» **INFORMATION GIVEN**
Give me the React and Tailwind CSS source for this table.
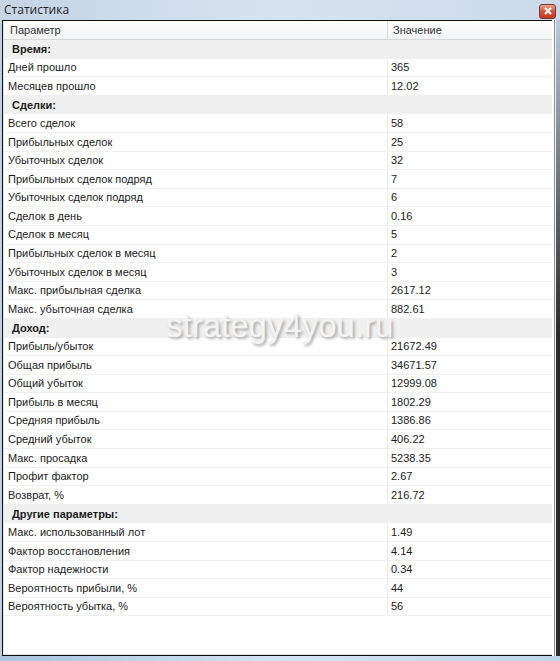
import React from "react";

const rows = [
  { section: "Время:" },
  { name: "Дней прошло", value: "365" },
  { name: "Месяцев прошло", value: "12.02" },
  { section: "Сделки:" },
  { name: "Всего сделок", value: "58" },
  { name: "Прибыльных сделок", value: "25" },
  { name: "Убыточных сделок", value: "32" },
  { name: "Прибыльных сделок подряд", value: "7" },
  { name: "Убыточных сделок подряд", value: "6" },
  { name: "Сделок в день", value: "0.16" },
  { name: "Сделок в месяц", value: "5" },
  { name: "Прибыльных сделок в месяц", value: "2" },
  { name: "Убыточных сделок в месяц", value: "3" },
  { name: "Макс. прибыльная сделка", value: "2617.12" },
  { name: "Макс. убыточная сделка", value: "882.61" },
  { section: "Доход:" },
  { name: "Прибыль/убыток", value: "21672.49" },
  { name: "Общая прибыль", value: "34671.57" },
  { name: "Общий убыток", value: "12999.08" },
  { name: "Прибыль в месяц", value: "1802.29" },
  { name: "Средняя прибыль", value: "1386.86" },
  { name: "Средний убыток", value: "406.22" },
  { name: "Макс. просадка", value: "5238.35" },
  { name: "Профит фактор", value: "2.67" },
  { name: "Возврат, %", value: "216.72" },
  { section: "Другие параметры:" },
  { name: "Макс. использованный лот", value: "1.49" },
  { name: "Фактор восстановления", value: "4.14" },
  { name: "Фактор надежности", value: "0.34" },
  { name: "Вероятность прибыли, %", value: "44" },
  { name: "Вероятность убытка, %", value: "56" },
];

export default function App() {
  return (
    <div className="w-[560px] h-[661px] flex flex-col bg-[#cfdded] font-['Liberation_Sans',Arial,sans-serif] text-[11px] text-[#1b1b1b] overflow-hidden">
      {/* Title bar */}
      <div className="h-[20px] flex items-center justify-between bg-gradient-to-r from-[#c5d5e6] via-[#d6e3f0] to-[#cbdaea] pl-[4px] pr-[4px]">
        <span className="font-['Open_Sans',sans-serif] text-[12px] text-[#1e1e1e] leading-none">Статистика</span>
        <div className="w-[17px] h-[15px] mt-[2px] rounded-[3px] border border-[#7a3a2c] bg-gradient-to-b from-[#e8a08e] via-[#d2533c] to-[#c23b22] flex items-center justify-center">
          <svg width="8" height="8" viewBox="0 0 8 8">
            <path d="M1 1 L7 7 M7 1 L1 7" stroke="#fff" strokeWidth="2" />
          </svg>
        </div>
      </div>

      {/* Window body */}
      <div className="flex-1 flex">
        <div className="w-[2px] bg-[#bcd0e4]" />
        <div className="flex-1 flex flex-col border-l border-t border-b border-[#101010]">
          <div className="flex-1 flex flex-col relative bg-white border-l border-b border-[#e4e4e4]">
            {/* Header */}
            <div className="h-[19px] flex items-center bg-gradient-to-b from-white to-[#f2f3f5] border-b border-[#d8d8d8]">
              <div className="w-[384px] pl-[6px] text-[#333] border-r border-[#dedede] h-full flex items-center">Параметр</div>
              <div className="pl-[5px] text-[#333]">Значение</div>
            </div>

            {rows.map((r, i) =>
              r.section ? (
                <div key={i} className="h-[18.6px] flex items-center bg-[#f0f0f0] pl-[8px] font-bold">
                  {r.section}
                </div>
              ) : (
                <div key={i} className="h-[18.6px] flex items-stretch border-b border-[#f0f0f0]">
                  <div className="w-[384px] pl-[4px] flex items-center border-r border-[#ececec]">{r.name}</div>
                  <div className="pl-[3px] flex items-center">{r.value}</div>
                </div>
              )
            )}

            {/* Watermark */}
            <div className="absolute left-[162px] top-[288px] text-[33px] leading-none text-[#f4f4f4] [text-shadow:2px_2px_3px_#a8a8a8] font-['Liberation_Sans',Arial,sans-serif] pointer-events-none">
              strategy4you.ru
            </div>
          </div>
        </div>
        {/* Right edge */}
        <div className="w-[2px] bg-white" />
        <div className="w-[1px] bg-[#8a8a8a]" />
        <div className="w-[1px] bg-[#f4f4f4]" />
        <div className="w-[4px] bg-gradient-to-b from-[#b9cadb] via-[#2a2a2a] to-[#2a2a2a]" />
      </div>
      <div className="h-[5px] bg-gradient-to-r from-[#a7c4e0] via-[#d4e3f1] to-[#bed4ea]" />
    </div>
  );
}
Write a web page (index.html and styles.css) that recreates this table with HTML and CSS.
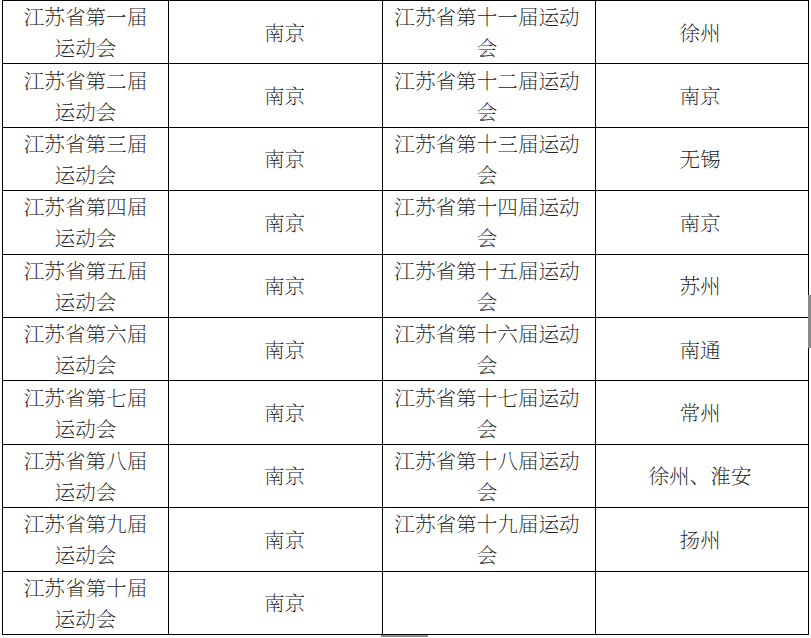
FILE: index.html
```html
<!DOCTYPE html>
<html lang="zh">
<head>
<meta charset="utf-8">
<link rel="stylesheet" href="styles.css">
</head>
<body>
<div class="page">
<table class="games">
<colgroup><col class="c1"><col class="c2"><col class="c3"><col class="c4"></colgroup>
<tr><td>江苏省第一届运动会</td><td>南京</td><td>江苏省第十一届运动会</td><td>徐州</td></tr>
<tr><td>江苏省第二届运动会</td><td>南京</td><td>江苏省第十二届运动会</td><td>南京</td></tr>
<tr><td>江苏省第三届运动会</td><td>南京</td><td>江苏省第十三届运动会</td><td>无锡</td></tr>
<tr><td>江苏省第四届运动会</td><td>南京</td><td>江苏省第十四届运动会</td><td>南京</td></tr>
<tr><td>江苏省第五届运动会</td><td>南京</td><td>江苏省第十五届运动会</td><td>苏州</td></tr>
<tr><td>江苏省第六届运动会</td><td>南京</td><td>江苏省第十六届运动会</td><td>南通</td></tr>
<tr><td>江苏省第七届运动会</td><td>南京</td><td>江苏省第十七届运动会</td><td>常州</td></tr>
<tr><td>江苏省第八届运动会</td><td>南京</td><td>江苏省第十八届运动会</td><td>徐州、淮安</td></tr>
<tr><td>江苏省第九届运动会</td><td>南京</td><td>江苏省第十九届运动会</td><td>扬州</td></tr>
<tr><td>江苏省第十届运动会</td><td>南京</td><td></td><td></td></tr>
</table>
<div class="scroll-v"></div>
<div class="scroll-h"></div>
</div>
</body>
</html>
```
FILE: styles.css
```css
html, body {
  margin: 0;
  padding: 0;
  background: #ffffff;
}
.page {
  position: relative;
  width: 811px;
  height: 638px;
  overflow: hidden;
}
.games {
  border-collapse: collapse;
  table-layout: fixed;
  width: 806px;
  margin-left: 2px;
  margin-top: 0;
  font-family: "Noto Serif CJK SC", "Noto Sans CJK SC", serif;
  font-weight: 200;
  font-size: 20.6px;
  line-height: 31px;
  color: #222222;
}
.c1 { width: 166px; }
.c2 { width: 214px; }
.c3 { width: 213px; }
.c4 { width: 213px; }
.games td {
  border: 1px solid #000000;
  height: 63.4px;
  padding: 0 12px;
  text-align: center;
  vertical-align: middle;
  box-sizing: border-box;
  overflow: hidden;
}
.games td:nth-child(2) {
  padding-left: 30px;
  padding-right: 12px;
}
.games td:nth-child(3) {
  padding-left: 10px;
  padding-right: 14px;
}
.games td:nth-child(4) {
  padding-left: 10px;
  padding-right: 14px;
}
.scroll-v {
  position: absolute;
  left: 808px;
  top: 295px;
  width: 3px;
  height: 53px;
  background: #8a8a8a;
}
.scroll-h {
  position: absolute;
  left: 381px;
  top: 635px;
  width: 47px;
  height: 2px;
  background: #8a8a8a;
}
```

» **GOAL OF THE EXERCISE**
From the data above, copy each line that has the string "React".

» **THE OUTPUT**
Give me the React and Tailwind CSS source for this table.
import React from "react";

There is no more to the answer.